There's always some sort of spin-meister practicing their demagoguery, soothing the minds of those who cannot see anything past the end of their own nose. There's always "another angle", "other viewpoints", or some such bullcrap aimed at keeping the status quo. In the meantime, the bloody hands of tyranny go on subjecting millions around the world to torture, deprivation, starvation, repression, and death all because they are getting paid princely sums to do it. Welcome to the rest of the world America.
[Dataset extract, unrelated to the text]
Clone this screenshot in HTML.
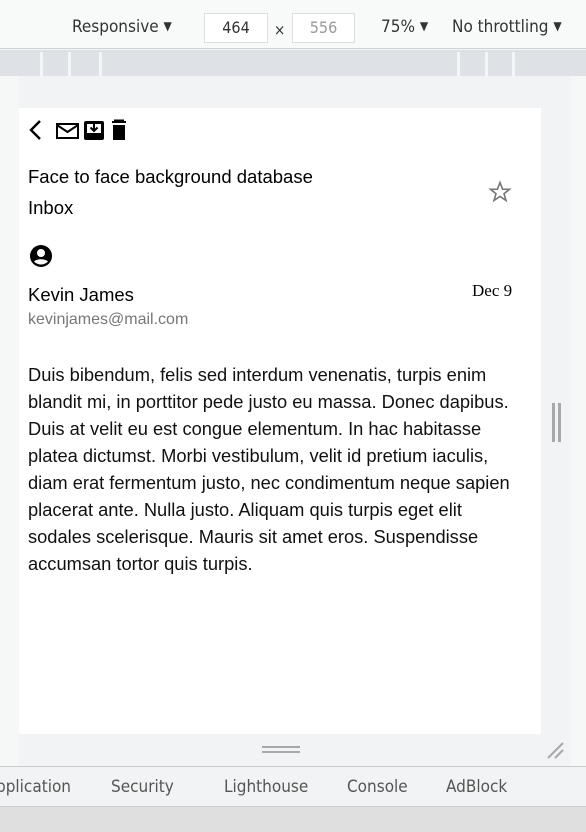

I liken it to finally lifting the toilet lid after years and years of never looking and discovering, "Wow, my sh*t really does stink!?!".
*golf clap*
charley caruso
February 10th, 2011 at 10:39 am
Let's see how the protesters stand up to a 'whiff of grape' (Napoleon's phrase).
They seem to be without a leader or any ideology, except some vague nonsense about 'democracy'.
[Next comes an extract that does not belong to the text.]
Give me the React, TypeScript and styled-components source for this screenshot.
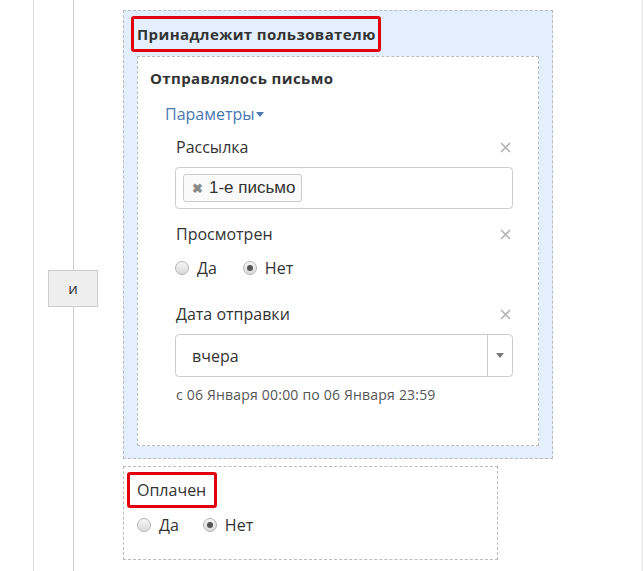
import styled, { createGlobalStyle } from "styled-components";

const GlobalStyle = createGlobalStyle`
  html, body {
    margin: 0;
    padding: 0;
    background: #fff;
  }
  body {
    font-family: "Open Sans", "Noto Sans", sans-serif;
    color: #333;
  }
`;

const Page = styled.div`
  display: flex;
  width: 643px;
  height: 571px;
  box-sizing: border-box;
  padding-left: 33px;
  border-right: 2px solid #eeeeee;
  overflow: hidden;
`;

const Rail = styled.div`
  display: flex;
  border-left: 1px solid #dddddd;
`;

const Connector = styled.div`
  width: 78px;
  display: flex;
  flex-direction: column;
  justify-content: center;
  align-items: center;
  background: linear-gradient(#cccccc, #cccccc) no-repeat 39px 0 / 1px 100%;
`;

const AndBox = styled.div`
  width: 48px;
  height: 35px;
  margin-top: 5px;
  display: flex;
  align-items: center;
  justify-content: center;
  background: #eeeeee;
  border: 1px solid #cccccc;
  font-size: 15px;
  color: #333;
`;

const Conditions = styled.div`
  display: flex;
  flex-direction: column;
  gap: 7px;
  padding-top: 10px;
  margin-left: 11px;
`;

const Group = styled.div<{ $tinted?: boolean; $width: number }>`
  width: ${(p) => p.$width}px;
  box-sizing: border-box;
  border: 1px dashed #bbbbbb;
  background: ${(p) => (p.$tinted ? "#e3effc" : "#ffffff")};
  display: flex;
  flex-direction: column;
  align-items: flex-start;
`;

const OuterGroup = styled(Group)`
  padding: 5px 13px 12px 13px;
`;

const PlainGroup = styled(Group)`
  height: 94px;
  padding: 5px 13px 0 3px;
`;

const Marked = styled.span`
  display: inline-block;
  border: 3px solid #e2000f;
  border-radius: 3px;
  line-height: 20px;
  color: #333;
  white-space: nowrap;
`;

const GroupTitle = styled(Marked)`
  margin-left: -6px;
  padding: 5px 2px 5px 3px;
  font-size: 15px;
  font-weight: 700;
  letter-spacing: 0.4px;
`;

const PaidTitle = styled(Marked)`
  padding: 5px 8px 5px 7px;
  font-size: 16px;
`;

const InnerBox = styled.div`
  align-self: stretch;
  margin-top: 4px;
  height: 390px;
  box-sizing: border-box;
  background: #fff;
  border: 1px dashed #bbbbbb;
  padding: 11px 25px 0 12px;
`;

const BoxTitle = styled.div`
  font-size: 15px;
  line-height: 20px;
  font-weight: 700;
  letter-spacing: 0.4px;
  color: #333;
`;

const ParamsLink = styled.div`
  margin: 16px 0 0 15px;
  font-size: 16px;
  line-height: 20px;
  color: #4878b0;
  display: flex;
  align-items: center;
  gap: 1px;
`;

const Caret = styled.span`
  width: 0;
  height: 0;
  border-left: 4px solid transparent;
  border-right: 4px solid transparent;
  border-top: 5px solid #4878b0;
`;

const Fields = styled.div`
  margin-left: 25px;
  display: flex;
  flex-direction: column;
`;

const Field = styled.div<{ $top: number }>`
  margin-top: ${(p) => p.$top}px;
  display: flex;
  flex-direction: column;
`;

const FieldHead = styled.div`
  display: flex;
  align-items: center;
  justify-content: space-between;
  padding-left: 1px;
  padding-right: 2px;
  font-size: 16px;
  line-height: 20px;
  color: #333;
`;

const Control = styled.div`
  margin-top: 10px;
  height: 42px;
  box-sizing: border-box;
  border: 1px solid #cccccc;
  border-radius: 4px;
  background: #fff;
  display: flex;
  align-items: center;
`;

const TagInput = styled(Control)`
  padding-left: 7px;
`;

const Tag = styled.div`
  height: 28px;
  box-sizing: border-box;
  display: flex;
  align-items: center;
  gap: 6px;
  padding: 0 5px 0 8px;
  border: 1px solid #cccccc;
  border-radius: 3px;
  background: #fafafa;
  font-family: "Liberation Sans", Arial, sans-serif;
  font-size: 17px;
  color: #333;
`;

const TagRemove = styled.span`
  font-size: 13px;
  font-weight: 700;
  color: #8a8a8a;
`;

const SelectBox = styled(Control)`
  justify-content: space-between;
  height: 43px;
`;

const SelectValue = styled.span`
  padding-left: 16px;
  font-size: 16px;
  color: #333;
`;

const SelectArrow = styled.div`
  width: 24px;
  align-self: stretch;
  border-left: 1px solid #cccccc;
  display: flex;
  align-items: center;
  justify-content: center;
  &::after {
    content: "";
    border-left: 4px solid transparent;
    border-right: 4px solid transparent;
    border-top: 5px solid #777;
  }
`;

const Hint = styled.div`
  margin-top: 9px;
  padding-left: 1px;
  font-size: 14px;
  line-height: 18px;
  letter-spacing: 0.2px;
  color: #555;
`;

const RadioRow = styled.div<{ $top: number; $gap: number }>`
  margin-top: ${(p) => p.$top}px;
  display: flex;
  align-items: center;
  gap: ${(p) => p.$gap}px;
`;

const RadioOption = styled.label`
  display: flex;
  align-items: center;
  gap: 8px;
  font-size: 16px;
  line-height: 20px;
  color: #333;
`;

const RadioDot = styled.span<{ $checked?: boolean }>`
  width: 14px;
  height: 14px;
  box-sizing: border-box;
  border-radius: 50%;
  border: 1px solid #b5b5b5;
  background: linear-gradient(#f6f6f6, #d9d9d9);
  display: flex;
  align-items: center;
  justify-content: center;
  &::after {
    content: "";
    display: ${(p) => (p.$checked ? "block" : "none")};
    width: 6px;
    height: 6px;
    border-radius: 50%;
    background: #555;
  }
`;

const PaidBody = styled.div`
  padding-left: 10px;
`;

const CloseIcon = () => (
  <svg width="11" height="11" viewBox="0 0 11 11">
    <path d="M1 1L10 10M10 1L1 10" stroke="#b3b3b3" strokeWidth="1.6" />
  </svg>
);

const Radios = ({
  checked,
  top,
  gap,
}: {
  checked: "yes" | "no";
  top: number;
  gap: number;
}) => (
  <RadioRow $top={top} $gap={gap}>
    <RadioOption>
      <RadioDot $checked={checked === "yes"} />
      Да
    </RadioOption>
    <RadioOption>
      <RadioDot $checked={checked === "no"} />
      Нет
    </RadioOption>
  </RadioRow>
);

export default function App() {
  return (
    <>
      <GlobalStyle />
      <Page>
        <Rail>
          <Connector>
            <AndBox>и</AndBox>
          </Connector>
          <Conditions>
            <OuterGroup $tinted $width={430}>
              <GroupTitle>Принадлежит пользователю</GroupTitle>
              <InnerBox>
                <BoxTitle>Отправлялось письмо</BoxTitle>
                <ParamsLink>
                  Параметры
                  <Caret />
                </ParamsLink>
                <Fields>
                  <Field $top={13}>
                    <FieldHead>
                      Рассылка
                      <CloseIcon />
                    </FieldHead>
                    <TagInput>
                      <Tag>
                        <TagRemove>✖</TagRemove>
                        1-е письмо
                      </Tag>
                    </TagInput>
                  </Field>
                  <Field $top={15}>
                    <FieldHead>
                      Просмотрен
                      <CloseIcon />
                    </FieldHead>
                    <Radios checked="no" top={14} gap={26} />
                  </Field>
                  <Field $top={26}>
                    <FieldHead>
                      Дата отправки
                      <CloseIcon />
                    </FieldHead>
                    <SelectBox>
                      <SelectValue>вчера</SelectValue>
                      <SelectArrow />
                    </SelectBox>
                    <Hint>с 06 Января 00:00 по 06 Января 23:59</Hint>
                  </Field>
                </Fields>
              </InnerBox>
            </OuterGroup>
            <PlainGroup $width={375}>
              <PaidTitle>Оплачен</PaidTitle>
              <PaidBody>
                <Radios checked="no" top={7} gap={24} />
              </PaidBody>
            </PlainGroup>
          </Conditions>
        </Rail>
      </Page>
    </>
  );
}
No leader, no ideology means el foldo, unless the U.S. hastily jerry-builds some new regime palatable to the mainstream – or arms them as we did in Tiananmen.
Terrance&Philip
February 10th, 2011 at 10:47 am
Amen…that all this caught so many by surprise helps to underscore the near helplessness of America's "best" and "brightest" and the near uselessness of her dead tree media.
theothercanada
February 10th, 2011 at 1:11 pm
I hope they don't fall for Messiah's con job and offers of "help", he is expanding powers of the Police State Act and giving more power to the Department of Homeland Oppression.
They should thank him but stay as clear and as far away as possible, Messiah represents and works for Zionist Masters only..
John_Mohammad
February 10th, 2011 at 4:13 pm
The question on everyone's mind now, though, is: if not Suleiman, then who will lead Egypt? The West seems to be comfy with him in power, and it's not hard to imagine he'll be around for a while when push comes to shove. Why? Why indeed- who else is prepared to take over the reins of government?
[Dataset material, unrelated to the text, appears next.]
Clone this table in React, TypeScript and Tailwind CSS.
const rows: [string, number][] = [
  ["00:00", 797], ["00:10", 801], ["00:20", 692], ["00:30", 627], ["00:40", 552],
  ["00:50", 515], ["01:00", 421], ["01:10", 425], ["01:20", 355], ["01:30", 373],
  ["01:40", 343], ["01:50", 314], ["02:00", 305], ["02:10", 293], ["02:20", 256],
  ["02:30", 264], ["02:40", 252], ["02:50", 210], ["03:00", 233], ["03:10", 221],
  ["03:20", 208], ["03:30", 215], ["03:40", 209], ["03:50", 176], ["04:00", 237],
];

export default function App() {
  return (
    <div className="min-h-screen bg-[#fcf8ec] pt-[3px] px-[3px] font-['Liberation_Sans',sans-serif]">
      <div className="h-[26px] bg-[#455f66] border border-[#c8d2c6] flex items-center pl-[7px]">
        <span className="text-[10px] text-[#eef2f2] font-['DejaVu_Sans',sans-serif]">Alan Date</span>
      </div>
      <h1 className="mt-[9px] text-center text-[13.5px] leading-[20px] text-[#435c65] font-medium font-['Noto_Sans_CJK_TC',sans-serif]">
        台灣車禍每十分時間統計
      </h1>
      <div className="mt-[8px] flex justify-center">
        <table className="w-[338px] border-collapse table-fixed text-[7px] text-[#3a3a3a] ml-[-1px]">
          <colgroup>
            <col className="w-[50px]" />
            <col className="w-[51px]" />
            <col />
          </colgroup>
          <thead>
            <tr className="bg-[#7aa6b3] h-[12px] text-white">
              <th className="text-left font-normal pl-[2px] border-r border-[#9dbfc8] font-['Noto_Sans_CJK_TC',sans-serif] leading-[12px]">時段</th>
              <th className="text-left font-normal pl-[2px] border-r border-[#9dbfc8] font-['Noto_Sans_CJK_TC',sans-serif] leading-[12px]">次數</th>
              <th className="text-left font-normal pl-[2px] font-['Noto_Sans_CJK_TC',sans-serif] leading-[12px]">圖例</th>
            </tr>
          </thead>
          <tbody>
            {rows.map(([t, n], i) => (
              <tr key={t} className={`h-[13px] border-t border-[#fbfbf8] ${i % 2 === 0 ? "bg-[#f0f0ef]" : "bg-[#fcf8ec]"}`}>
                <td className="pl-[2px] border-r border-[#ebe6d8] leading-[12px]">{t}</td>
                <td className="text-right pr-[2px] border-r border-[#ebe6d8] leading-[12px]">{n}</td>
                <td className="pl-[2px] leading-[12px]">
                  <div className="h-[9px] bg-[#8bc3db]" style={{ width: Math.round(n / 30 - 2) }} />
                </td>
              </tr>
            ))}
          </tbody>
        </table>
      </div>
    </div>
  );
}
That would be the Muslim Brotherhood. The MB is the most organized outfit and is probably pretty much sitting on alert status to step in and run at least an interim government until real elections can be held. The street doesn't want Suleiman; would they accept a coalition government headed up by the MB? Maybe.
The fly in the ointment is that the West (read: Israel) has a fit every time the MB is mentioned as a potential player; they're so afraid of the establishment of an Islamic state next door to Israel and OH THAT JUST WON'T DO, will it? So Washington dutifully falls into lockstep with Tel Aviv and parrots the 'threat from radical Islam' mantra to get everyone scared.
End result? I predict a very interesting weekend. May Allah(swt) bless the protesters and guide the peacemakers and keep everyone safe from harm.
John_Mohammad
February 10th, 2011 at 4:27 pm
I still have to wonder what the real purpose is for the Marines to be sent to Egypt, even in such a small force. A few platoons aren't going to 'ensure Americans get to safety'- those who wanted out have had plenty of time to get out already.
Or are they there to effect 'regime change' in some way? Such a small force wouldn't be able to do much on its own, but if that force happened to be in danger it might- just might- give someone cause to send in a much larger military contingent.
Brodajo
February 10th, 2011 at 5:55 pm
I am beginning to believe that the anti-Gentiles are not completely responsible for America's sorryness.
Publius
February 10th, 2011 at 6:17 pm
http://www.zerohedge.com/article/former-director-…
The U.S. brought Egyptian activists to the U.S. to attend a 2008 event in NYC put on by a group called the "Alliance for Youth Movements". What is AYM? It's a joint corporate/State Department initiative to push for youth political movements globally (yeah right) using social networking tools — Twitter, Facebook, Google, etc. Corporate America is paying big bucks to participate in AYM.
It was started by by a State Department wunderkind named Jared Cohen, a Bush appointee and Obama holdover who is also an adjunct fellow at the Council on Foreign Relations. The other founders were three ex-Google employees. Remember that Google has very close relationships with the U.S. intelligence-industrial complex — they purchased Google Earth from In-Q-Tel, the CIA's venture capital arm; they are investing jointly with In-Q-Tel in new web search functionality that builds public dossiers on people; and they just got a huge secret government contract with the National Geospatial Intelligence Agency to do who knows what.
Ron Tocknell
February 14th, 2011 at 4:31 am
We have a natural inclination to submit to authority. Maybe this was a necessary trait back in the early stages of our evolution as social primates. But, God knows, it's time to move on! Our leaders are no longer protecting us from predators… they ARE our predators! Our leaders are no longer leading us… they are herding us. Maybe it takes the kind of regime the Egyptians endured to rise us from our knees or maybe it takes the kind of spirit the Egyptians showed.
Or maybe… just maybe the time has come. Governments, whether a dictatorship or the ludicrous "musical chairs" charade that passes for 'democracy' in the West, are primarily predatory… and we are all prey. The police and the military have no real 'power' as such. They are just the expendable teeth and claws of the beast and stand to have no share in the spoils.
I hope we wake up soon before the infrastructure is in place to effectively subdue and control the masses to the point that spin is no longer necessary because it no longer matters a toss what we think.